The way forward for the working class

By resurrecting tsarist and Russian Orthodox mythology and advocating the neo-Stalinist concept of “multipolarity,” Putin ultimately demonstrates that the Russian oligarchy has maintained an exceedingly fragile social, economic and political position throughout its 30 years as a ruling class. The regime’s extreme instability is evident in both its foreign and domestic policies.

Even as imperialism escalates toward World War III, Putin attempts to secure a deal through diplomatic and military maneuvers that are ideologically based on appeals to nationalism and the far right. The interview serves as an indicative step in this process.

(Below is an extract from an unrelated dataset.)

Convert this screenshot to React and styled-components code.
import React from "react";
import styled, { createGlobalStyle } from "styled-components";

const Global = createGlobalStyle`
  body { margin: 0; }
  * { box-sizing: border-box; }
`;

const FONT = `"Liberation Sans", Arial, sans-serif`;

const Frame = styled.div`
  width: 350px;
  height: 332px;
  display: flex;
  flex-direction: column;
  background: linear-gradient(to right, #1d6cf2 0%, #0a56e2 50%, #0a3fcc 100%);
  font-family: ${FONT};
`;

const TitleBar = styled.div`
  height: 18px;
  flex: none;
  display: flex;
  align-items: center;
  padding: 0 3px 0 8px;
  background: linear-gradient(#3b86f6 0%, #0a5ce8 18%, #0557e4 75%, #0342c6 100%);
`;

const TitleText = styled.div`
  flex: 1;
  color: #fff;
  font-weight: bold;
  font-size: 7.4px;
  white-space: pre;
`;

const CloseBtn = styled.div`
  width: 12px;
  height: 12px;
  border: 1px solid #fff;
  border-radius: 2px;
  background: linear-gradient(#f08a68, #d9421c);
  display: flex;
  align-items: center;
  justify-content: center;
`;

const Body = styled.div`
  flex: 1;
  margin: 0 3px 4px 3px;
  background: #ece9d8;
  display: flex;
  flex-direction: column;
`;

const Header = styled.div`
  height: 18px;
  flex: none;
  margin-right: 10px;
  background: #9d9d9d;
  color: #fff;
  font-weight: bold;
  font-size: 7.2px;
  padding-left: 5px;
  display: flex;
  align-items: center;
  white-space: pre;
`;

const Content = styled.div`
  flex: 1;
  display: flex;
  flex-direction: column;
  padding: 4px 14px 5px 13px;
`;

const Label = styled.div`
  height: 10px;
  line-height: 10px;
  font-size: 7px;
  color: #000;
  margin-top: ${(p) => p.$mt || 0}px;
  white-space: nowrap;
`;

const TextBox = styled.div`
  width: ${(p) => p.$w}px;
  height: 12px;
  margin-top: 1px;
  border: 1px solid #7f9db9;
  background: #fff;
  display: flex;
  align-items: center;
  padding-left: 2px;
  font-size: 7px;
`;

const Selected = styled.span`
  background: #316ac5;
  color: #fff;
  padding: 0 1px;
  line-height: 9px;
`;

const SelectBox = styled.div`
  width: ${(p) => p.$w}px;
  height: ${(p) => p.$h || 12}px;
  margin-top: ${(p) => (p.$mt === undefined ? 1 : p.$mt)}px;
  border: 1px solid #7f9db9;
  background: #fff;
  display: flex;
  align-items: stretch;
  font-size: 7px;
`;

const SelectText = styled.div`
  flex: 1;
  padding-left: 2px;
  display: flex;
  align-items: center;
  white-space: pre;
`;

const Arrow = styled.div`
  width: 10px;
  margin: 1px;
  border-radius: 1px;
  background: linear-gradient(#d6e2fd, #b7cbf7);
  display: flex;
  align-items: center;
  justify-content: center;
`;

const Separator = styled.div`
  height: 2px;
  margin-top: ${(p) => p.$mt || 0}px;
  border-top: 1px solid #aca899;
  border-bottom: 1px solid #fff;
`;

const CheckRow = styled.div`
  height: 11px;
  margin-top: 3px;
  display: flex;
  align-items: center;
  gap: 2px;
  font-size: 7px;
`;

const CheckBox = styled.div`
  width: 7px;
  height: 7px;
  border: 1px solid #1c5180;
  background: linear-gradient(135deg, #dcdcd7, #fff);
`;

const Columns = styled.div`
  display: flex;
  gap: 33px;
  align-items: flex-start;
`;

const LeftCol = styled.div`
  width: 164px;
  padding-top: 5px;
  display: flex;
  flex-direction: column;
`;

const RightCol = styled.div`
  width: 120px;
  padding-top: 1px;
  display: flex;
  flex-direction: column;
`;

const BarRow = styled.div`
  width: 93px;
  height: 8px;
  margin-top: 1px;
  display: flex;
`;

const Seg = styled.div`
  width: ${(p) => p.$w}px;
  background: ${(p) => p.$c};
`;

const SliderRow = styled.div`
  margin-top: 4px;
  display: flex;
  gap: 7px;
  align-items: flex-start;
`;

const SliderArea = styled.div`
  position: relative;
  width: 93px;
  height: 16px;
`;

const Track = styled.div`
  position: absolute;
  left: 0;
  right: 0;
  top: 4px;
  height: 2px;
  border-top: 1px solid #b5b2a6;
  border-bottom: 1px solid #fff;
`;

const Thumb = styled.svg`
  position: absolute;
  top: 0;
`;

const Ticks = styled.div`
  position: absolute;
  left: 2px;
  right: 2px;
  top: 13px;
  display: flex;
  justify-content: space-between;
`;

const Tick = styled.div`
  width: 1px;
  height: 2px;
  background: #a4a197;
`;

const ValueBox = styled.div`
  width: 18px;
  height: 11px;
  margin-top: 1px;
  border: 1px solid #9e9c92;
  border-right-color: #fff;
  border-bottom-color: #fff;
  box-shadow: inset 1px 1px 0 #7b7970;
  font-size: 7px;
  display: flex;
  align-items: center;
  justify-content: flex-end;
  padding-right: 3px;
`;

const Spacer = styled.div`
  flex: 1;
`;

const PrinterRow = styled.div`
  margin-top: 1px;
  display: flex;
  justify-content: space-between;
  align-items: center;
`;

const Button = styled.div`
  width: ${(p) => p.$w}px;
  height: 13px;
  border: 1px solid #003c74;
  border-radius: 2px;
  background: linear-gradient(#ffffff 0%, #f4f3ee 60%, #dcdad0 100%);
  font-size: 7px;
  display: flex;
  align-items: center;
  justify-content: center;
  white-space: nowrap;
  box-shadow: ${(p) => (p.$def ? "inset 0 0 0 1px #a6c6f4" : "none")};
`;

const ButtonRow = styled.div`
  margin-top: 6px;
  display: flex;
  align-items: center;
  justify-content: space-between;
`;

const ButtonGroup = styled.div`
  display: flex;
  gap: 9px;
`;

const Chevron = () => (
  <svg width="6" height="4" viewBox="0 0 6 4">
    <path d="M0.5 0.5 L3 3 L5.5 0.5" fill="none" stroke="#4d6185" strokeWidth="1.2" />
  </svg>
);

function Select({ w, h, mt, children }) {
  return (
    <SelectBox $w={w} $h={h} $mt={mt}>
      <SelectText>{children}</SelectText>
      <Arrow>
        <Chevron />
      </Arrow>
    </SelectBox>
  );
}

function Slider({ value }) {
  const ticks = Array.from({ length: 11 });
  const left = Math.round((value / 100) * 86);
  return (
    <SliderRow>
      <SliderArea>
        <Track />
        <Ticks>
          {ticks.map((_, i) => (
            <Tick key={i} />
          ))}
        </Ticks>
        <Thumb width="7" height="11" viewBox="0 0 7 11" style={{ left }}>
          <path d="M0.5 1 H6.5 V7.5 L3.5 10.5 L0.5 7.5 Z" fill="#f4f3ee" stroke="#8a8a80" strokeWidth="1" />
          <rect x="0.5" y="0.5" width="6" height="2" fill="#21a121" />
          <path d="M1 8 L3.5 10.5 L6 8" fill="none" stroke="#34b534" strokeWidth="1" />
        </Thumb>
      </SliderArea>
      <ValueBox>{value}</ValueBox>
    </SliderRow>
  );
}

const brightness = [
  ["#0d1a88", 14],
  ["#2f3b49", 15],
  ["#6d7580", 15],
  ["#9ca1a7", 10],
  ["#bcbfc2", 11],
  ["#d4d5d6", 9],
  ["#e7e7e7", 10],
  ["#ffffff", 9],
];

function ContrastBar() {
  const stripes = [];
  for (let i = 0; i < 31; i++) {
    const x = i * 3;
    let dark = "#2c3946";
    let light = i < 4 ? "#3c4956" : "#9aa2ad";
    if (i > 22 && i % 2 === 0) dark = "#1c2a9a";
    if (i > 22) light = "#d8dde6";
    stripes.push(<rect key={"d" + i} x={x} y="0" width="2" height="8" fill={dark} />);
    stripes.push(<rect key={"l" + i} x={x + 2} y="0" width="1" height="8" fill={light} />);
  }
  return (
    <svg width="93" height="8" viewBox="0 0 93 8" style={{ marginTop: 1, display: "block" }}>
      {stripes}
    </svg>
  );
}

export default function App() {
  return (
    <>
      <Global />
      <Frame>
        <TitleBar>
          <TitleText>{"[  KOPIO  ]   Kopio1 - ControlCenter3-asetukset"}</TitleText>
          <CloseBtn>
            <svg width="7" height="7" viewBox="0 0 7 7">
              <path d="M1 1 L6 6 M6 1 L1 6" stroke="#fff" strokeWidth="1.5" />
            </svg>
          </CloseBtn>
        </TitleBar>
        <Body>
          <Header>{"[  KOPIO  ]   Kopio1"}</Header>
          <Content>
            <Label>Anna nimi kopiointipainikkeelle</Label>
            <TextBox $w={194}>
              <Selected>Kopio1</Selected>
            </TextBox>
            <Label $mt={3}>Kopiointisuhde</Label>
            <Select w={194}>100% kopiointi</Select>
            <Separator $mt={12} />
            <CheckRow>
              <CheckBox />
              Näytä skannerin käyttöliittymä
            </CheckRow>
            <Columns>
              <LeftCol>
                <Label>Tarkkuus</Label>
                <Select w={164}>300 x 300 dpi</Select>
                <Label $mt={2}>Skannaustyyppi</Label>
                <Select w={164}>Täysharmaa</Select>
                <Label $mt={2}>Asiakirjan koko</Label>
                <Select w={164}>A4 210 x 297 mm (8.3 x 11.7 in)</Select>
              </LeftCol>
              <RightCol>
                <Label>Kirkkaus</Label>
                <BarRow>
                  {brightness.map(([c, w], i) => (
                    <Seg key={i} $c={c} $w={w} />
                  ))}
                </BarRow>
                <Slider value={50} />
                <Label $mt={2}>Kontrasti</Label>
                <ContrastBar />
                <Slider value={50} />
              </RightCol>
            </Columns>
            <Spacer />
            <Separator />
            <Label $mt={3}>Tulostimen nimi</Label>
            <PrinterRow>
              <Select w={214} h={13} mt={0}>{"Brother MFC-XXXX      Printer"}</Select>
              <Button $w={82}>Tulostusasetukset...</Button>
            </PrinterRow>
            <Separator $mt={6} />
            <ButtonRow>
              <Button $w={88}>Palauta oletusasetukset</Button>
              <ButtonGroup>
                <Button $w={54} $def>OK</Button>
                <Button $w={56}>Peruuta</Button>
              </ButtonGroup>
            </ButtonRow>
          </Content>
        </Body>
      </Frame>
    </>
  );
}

The working class must draw important lessons from this interview. It exposes the political and historical bankruptcy of the oligarchic regime stemming from the Stalinist betrayal of the October Revolution and the subsequent restoration of capitalism.

The bitter experience of two world wars demonstrates that imperialism cannot be transformed into an instrument of world peace. To avert catastrophe, the working class must formulate its response to the war on an independent and internationalist basis, in opposition to all factions of the imperialist powers and the oligarchies that emerged from the Soviet Union’s ruins. It must seek not the reshuffling of borders or a rearrangement of terms between capitalist countries but the overthrow of the nation-state structure and the world capitalist system.

What is imperative is the establishment of a socialist anti-war movement among youth and workers, grounded in the traditions and principles of internationalism and Marxism, namely Trotskyism. This is the goal pursued by the Young Guard of Bolshevik-Leninists in Russia and Ukraine, alongside their comrades in the International Committee of the Fourth International.